Home / Poker News June 2011 / 2011 WSOP – Day 23 Wrap-Up
2011 WSOP – Day 23 Wrap-Up
Posted by: Randy Williams - Sat, 2011-06-25 11:44
Jason Mercier’s bracelet wasn’t the only story on Day 23 of the
2011 WSOP. The $10k HORSE championship and the $2.5k NL Holdem Event have both reached their respective money bubbles. Two events got going: the $1.5k NL Holdem event, which managed to attract yet another record-breaking starting field, and the $2.5k PLO/Holdem event.
Day 3 of Event #36, the $2.5k NL Holdem Event, saw 291 players return to action.
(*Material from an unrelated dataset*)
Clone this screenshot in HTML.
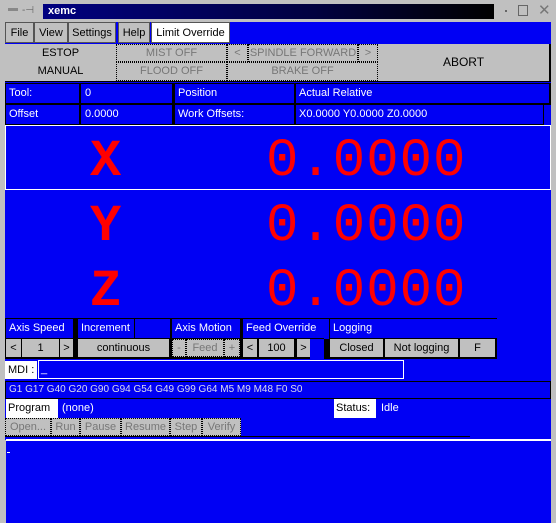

The money bubble was about 120 eliminations away at the beginning of the day but it was reached within 2 levels nonetheless. The bubble burst in a rather spectacular manner: two players bit the dust simultaneously to send the remaining field into the money. One of the unfortunate bubble-boys was Jack Jacouvou, who got his last chips into the middle on an A,4. Benjamin Jenkins’ J,10 was enough to send him packing. The other bubble-boy was David Hedley, who picked up Ac, 10c and shoved on it only to be called by the pocket Qs of Bradley Augsburger, which held without problems.
39 players remained at the end of the day, with Thomas Miller holding the largest stack going into the final stretch of the action.
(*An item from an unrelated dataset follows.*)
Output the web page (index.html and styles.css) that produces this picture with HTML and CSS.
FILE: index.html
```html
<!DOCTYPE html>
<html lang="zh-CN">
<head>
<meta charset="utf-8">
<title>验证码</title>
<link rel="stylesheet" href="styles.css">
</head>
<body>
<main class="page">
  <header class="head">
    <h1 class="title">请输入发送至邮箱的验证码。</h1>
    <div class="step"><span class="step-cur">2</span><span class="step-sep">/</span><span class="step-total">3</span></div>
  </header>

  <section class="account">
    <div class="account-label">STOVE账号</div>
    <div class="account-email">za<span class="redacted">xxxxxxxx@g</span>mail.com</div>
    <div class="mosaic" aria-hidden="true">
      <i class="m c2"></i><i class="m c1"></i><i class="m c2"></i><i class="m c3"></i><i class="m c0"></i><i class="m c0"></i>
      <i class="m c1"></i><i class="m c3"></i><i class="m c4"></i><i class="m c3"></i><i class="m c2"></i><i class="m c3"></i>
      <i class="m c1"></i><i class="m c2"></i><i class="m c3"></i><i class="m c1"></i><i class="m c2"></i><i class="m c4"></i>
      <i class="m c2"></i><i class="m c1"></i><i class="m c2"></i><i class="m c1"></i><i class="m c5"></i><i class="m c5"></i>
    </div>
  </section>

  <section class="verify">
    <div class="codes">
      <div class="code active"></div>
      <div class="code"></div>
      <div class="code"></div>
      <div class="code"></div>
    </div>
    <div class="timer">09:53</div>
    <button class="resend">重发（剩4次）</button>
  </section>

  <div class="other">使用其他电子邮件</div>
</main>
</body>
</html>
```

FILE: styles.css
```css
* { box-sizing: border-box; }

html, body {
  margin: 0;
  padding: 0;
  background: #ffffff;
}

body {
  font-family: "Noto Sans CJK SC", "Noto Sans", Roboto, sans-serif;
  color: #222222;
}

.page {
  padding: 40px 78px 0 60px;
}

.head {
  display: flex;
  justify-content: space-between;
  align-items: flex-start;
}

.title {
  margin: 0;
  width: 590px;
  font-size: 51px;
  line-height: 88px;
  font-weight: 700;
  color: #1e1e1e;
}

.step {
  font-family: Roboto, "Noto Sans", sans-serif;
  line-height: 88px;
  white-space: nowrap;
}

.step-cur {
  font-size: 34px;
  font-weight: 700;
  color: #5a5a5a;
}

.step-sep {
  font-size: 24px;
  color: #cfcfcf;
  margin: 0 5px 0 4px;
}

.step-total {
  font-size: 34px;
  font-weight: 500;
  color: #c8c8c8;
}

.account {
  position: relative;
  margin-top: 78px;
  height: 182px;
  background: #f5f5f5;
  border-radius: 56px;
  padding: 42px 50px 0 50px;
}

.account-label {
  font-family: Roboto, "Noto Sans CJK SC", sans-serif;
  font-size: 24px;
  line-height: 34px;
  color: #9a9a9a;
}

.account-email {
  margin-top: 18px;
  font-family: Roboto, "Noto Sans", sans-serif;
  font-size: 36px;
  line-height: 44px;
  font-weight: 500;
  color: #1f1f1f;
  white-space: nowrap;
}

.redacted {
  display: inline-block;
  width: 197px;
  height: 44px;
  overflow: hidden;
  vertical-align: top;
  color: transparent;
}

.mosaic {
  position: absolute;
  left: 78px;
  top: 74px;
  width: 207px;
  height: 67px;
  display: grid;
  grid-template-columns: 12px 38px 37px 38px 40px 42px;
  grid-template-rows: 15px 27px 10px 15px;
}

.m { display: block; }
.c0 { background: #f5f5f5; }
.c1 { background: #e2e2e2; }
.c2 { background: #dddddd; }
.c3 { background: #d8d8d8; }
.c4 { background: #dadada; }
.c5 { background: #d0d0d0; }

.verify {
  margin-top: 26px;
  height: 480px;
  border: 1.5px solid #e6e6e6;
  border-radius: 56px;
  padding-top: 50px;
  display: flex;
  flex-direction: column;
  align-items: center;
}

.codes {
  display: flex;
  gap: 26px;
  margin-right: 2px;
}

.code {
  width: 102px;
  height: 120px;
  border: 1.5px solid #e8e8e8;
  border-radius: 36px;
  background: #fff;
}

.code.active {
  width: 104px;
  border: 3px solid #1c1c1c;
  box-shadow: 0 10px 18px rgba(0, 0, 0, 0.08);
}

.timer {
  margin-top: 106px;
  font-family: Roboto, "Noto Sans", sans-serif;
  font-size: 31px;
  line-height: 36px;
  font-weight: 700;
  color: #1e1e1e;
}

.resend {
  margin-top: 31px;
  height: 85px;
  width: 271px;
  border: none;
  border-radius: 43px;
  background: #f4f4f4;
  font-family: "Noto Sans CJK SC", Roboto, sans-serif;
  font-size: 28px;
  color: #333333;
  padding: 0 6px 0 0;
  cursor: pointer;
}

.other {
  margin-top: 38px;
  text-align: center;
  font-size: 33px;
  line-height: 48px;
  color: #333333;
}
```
173 players returned to battle it out in Event #37, the $10k HORSE World Championship event. The bubble was barely reached in this one. Felipe Ramos and Eugene Katchalov were the players whose elimination signaled the bursting of the money bubble. Daniel Alaei was eliminated too shortly after, becoming the first player to walk away with money in the event. His was the final elimination of the day. 23 players remained in action.
The $1,500 NL Holdem Event (event #38), saw 2,192 players belly up to the tables, generating a prize-pool of more than $540k.
John Spinks finished the day with the largest stack as the field worked its way down to 320 players.
The $2.5k PLO/Holdem event (Event #39), drew a starting field of 606 players. The field was quite star-studded indeed.
PokerStar’s Daniel Negreanu was there, together with Full Tilt Poker’s Erik Seidel, Phil Hellmuth, Layne Flack and JC Tran. David Williams was the one who finished with the largest stack. 130 players survived the first day of action.